Strengths and limitations
This study has several strengths. To our knowledge, it is the first empirical investigation, which describes the conditions and health care utilization in the last six months of life with regard to place of death in Switzerland. We use health insurance claims data, which guarantees a uniform data set and presents an ideal basis for the analysis. This study has focused primarily on differences in place of death and health care utilization at the end-of-life, but we cannot comment on the appropriateness of different patterns of care delivered to decedents. In addition, our analysis is based on a period of five consecutive years, which allows us to capture any time effects as well as to reduce standard errors on the interesting variables due to a larger sample.
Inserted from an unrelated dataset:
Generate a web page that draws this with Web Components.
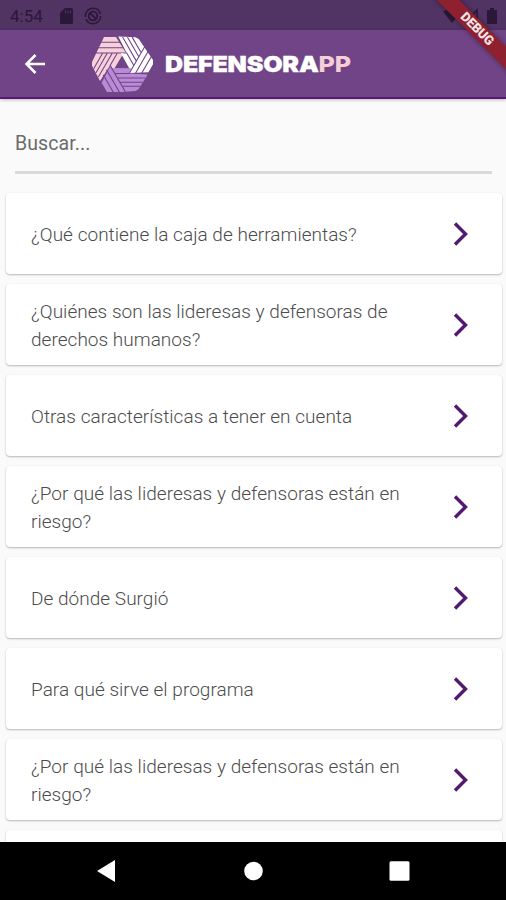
<!DOCTYPE html>
<html lang="es">
<head>
<meta charset="utf-8">
<title>DefensorAPP</title>
<style>
body{margin:0;width:506px;height:900px;overflow:hidden;background:#fafafa;font-family:Roboto,"Liberation Sans",sans-serif}
</style>
</head>
<body>
<defensora-screen></defensora-screen>
<script>
const define=(name,html)=>customElements.define(name,class extends HTMLElement{
  constructor(){super();this.attachShadow({mode:'open'}).innerHTML=html;}
});

define('status-bar',`<style>
:host{display:flex;height:30px;background:#513364;color:#2b1739;align-items:center;box-sizing:border-box;padding:2px 8px 0 10px}
.time{font-size:17px;line-height:20px;width:50px;white-space:nowrap}
svg{display:block;flex:none}.gap{flex:1}
</style>
<span class="time">4:54</span>
<svg width="13" height="16" viewBox="0 0 13 16"><path fill="currentColor" d="M5 0h6.500Q13 0 13 1.500v13Q13 16 11.500 16H1.500Q0 16 0 14.500V5z"/><path stroke="#513364" stroke-width="1" d="M5.500 2.500v3M8 2.500v3M10.500 2.500v3"/></svg>
<svg style="margin-left:11px" width="18" height="18" viewBox="0 0 18 18" fill="none" stroke="currentColor"><circle cx="9" cy="9" r="7.700" stroke-width="1.500" stroke-dasharray="21 2 23 2"/><circle cx="9" cy="9" r="4.300" stroke-width="1.800"/><path stroke-width="1.800" d="M6 6l6 6"/></svg>
<span class="gap"></span>
<svg width="55" height="20" viewBox="0 0 55 20" fill="currentColor"><path d="M0 5.500Q9 0 18 5.500L9 17z"/><path fill="none" stroke="currentColor" stroke-width="1.500" d="M34 4v12H23z"/><path d="M47 2h4v2h3v14H44V4h3z"/></svg>`);

define('brand-mark',`<style>:host{display:block;width:62px;height:56px}svg{display:block}</style>
<svg width="62" height="56" viewBox="-93 -84 186 168">
<defs><g id="arm"><path d="M-54-81H-18L12-33H5L-26 19L-35 3L-66 51L-90 5V-6Z"/>
<path fill="none" stroke="#704487" stroke-width="3.200" d="M-78-65H0M-86-49H8M-92-33H14M-14-33L-36 5M-29-33L-71 39M-44-33L-78 26M-58-33L-85 14"/></g></defs>
<use href="#arm" fill="#f8d0da"/><use href="#arm" fill="#fff" transform="rotate(120)"/><use href="#arm" fill="#b98ad5" transform="rotate(240)"/>
</svg>`);

define('app-header',`<style>
:host{display:flex;height:69px;box-sizing:border-box;background:#704487;border-bottom:2px solid #5b1679;align-items:center;padding-left:24px;box-shadow:0 1px 3px #0004}
.back{display:block;width:22px;margin-right:45px}
.name{display:block;margin-left:12px;font:900 22px/30px Inter,sans-serif;letter-spacing:-.2px;color:#fff;-webkit-text-stroke:.3px #fff;white-space:nowrap;transform:scaleX(1.14);transform-origin:0 50%}
.name b{font-weight:800;color:#f6ced8;-webkit-text-stroke:0}
</style>
<svg class="back" width="22" height="22" viewBox="0 0 22 22" fill="none" stroke="#fff" stroke-width="2.500"><path d="M21 11H3M11.500 2L2.500 11l9 9"/></svg>
<brand-mark></brand-mark><span class="name">DEFENSORA<b>PP</b></span>`);

define('debug-ribbon',`<style>
:host{display:block;position:absolute;top:0;right:0;width:76px;height:76px;overflow:hidden;pointer-events:none}
span{position:absolute;left:-18px;top:21px;width:130px;height:16px;transform:rotate(45deg);background:#8f2030;color:#f6e4e6;font:900 13px/16px Roboto,sans-serif;letter-spacing:-.2px;text-align:center;box-shadow:0 0 5px #0006}
</style><span>DEBUG</span>`);

define('search-field',`<style>
:host{display:block;height:75px;box-sizing:border-box;margin:0 14px 0 15px;padding-top:32px;border-bottom:3px solid #dadada;font-size:19.500px;line-height:26px;color:#6b6b6b;letter-spacing:.1px}
</style><slot></slot>`);

define('topic-card',`<style>
:host{display:flex;align-items:center;flex:none;height:81px;box-sizing:border-box;padding:0 33px 0 25px;background:#fff;border-radius:4px;box-shadow:0 1px 2px #0004,0 0 1px #0001;color:#4c4c4c}
.label{flex:1;padding-top:3px;font-size:19px;font-weight:300;line-height:28px;letter-spacing:.03px;white-space:pre-line}
svg{display:block}
</style><span class="label"><slot></slot></span>
<svg width="17" height="26" viewBox="0 0 17 26" fill="none" stroke="#54196f" stroke-width="3.400"><path d="M3 2.500L13.500 13L3 23.500"/></svg>`);

define('topic-list',`<style>
:host{display:flex;flex-direction:column;gap:10px;padding:19px 4px 0 6px;height:668px;box-sizing:border-box;overflow:hidden}
</style><slot></slot>`);

define('system-nav',`<style>
:host{display:flex;height:58px;background:#000;align-items:center;justify-content:space-between;padding:0 96px;box-sizing:border-box}
svg{display:block}
</style>
<svg width="20" height="22" viewBox="0 0 20 22" fill="#fff"><path d="M19 0v22L1 11z"/></svg>
<svg width="20" height="20" viewBox="0 0 20 20" fill="#fff"><circle cx="10.500" cy="10" r="9.300"/></svg>
<svg width="21" height="20" viewBox="0 0 21 20" fill="#fff"><rect x=".5" y=".2" width="20" height="19.600" rx="1.500"/></svg>`);

define('defensora-screen',`<style>
:host{display:flex;flex-direction:column;position:relative;width:506px;height:900px;overflow:hidden;background:#fafafa}
</style>
<status-bar></status-bar><app-header></app-header>
<search-field>Buscar...</search-field>
<topic-list>
<topic-card>¿Qué contiene la caja de herramientas?</topic-card>
<topic-card>¿Quiénes son las lideresas y defensoras de
derechos humanos?</topic-card>
<topic-card>Otras características a tener en cuenta</topic-card>
<topic-card>¿Por qué las lideresas y defensoras están en
riesgo?</topic-card>
<topic-card>De dónde Surgió</topic-card>
<topic-card>Para qué sirve el programa</topic-card>
<topic-card>¿Por qué las lideresas y defensoras están en
riesgo?</topic-card>
<topic-card></topic-card>
</topic-list>
<system-nav></system-nav><debug-ribbon></debug-ribbon>`);
</script>
</body>
</html>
It is also important to point out to some limitations of our study. From previous unpublished research, we estimate that 2-3% of all claims invoices are paid directly by the patient (e.g. due to high deductibles chosen) and are not reimbursed by the health insurer. This may lead to a possible bias due to a mixture of the different effects in the estimations and missing claims data. Furthermore, we focused on all cases within the mandatory health insurance in Switzerland, which omits people dying from an accident or committing suicide, as these cases might be covered by other insurance policies and the health insurer does not see any referral claims. The claims coming from nursing homes are often set at a flat rate and lack further detailed information. This fact prevented us from observing any medication or medical treatment applied in the nursing home. Therefore, we suppose a slight tendency to underestimate all variables describing health care utilization for people residing in nursing homes. This restriction does not notably affect treatment outside nursing homes (consultations with GPs, outpatient units, pharmacies etc.). To conclude, the place of death is specified by means of the last claim received. The claims contain the date and the duration of the specific treatment, which allows us to compare it with the date of death. The origin of the last claim then defines the place of death. If there are several claims covering the date of death, hospital is taken as place of death. This process makes our data vulnerable to inaccuracies resulting from administrative processes and might lead to a possible overestimation of hospital deaths.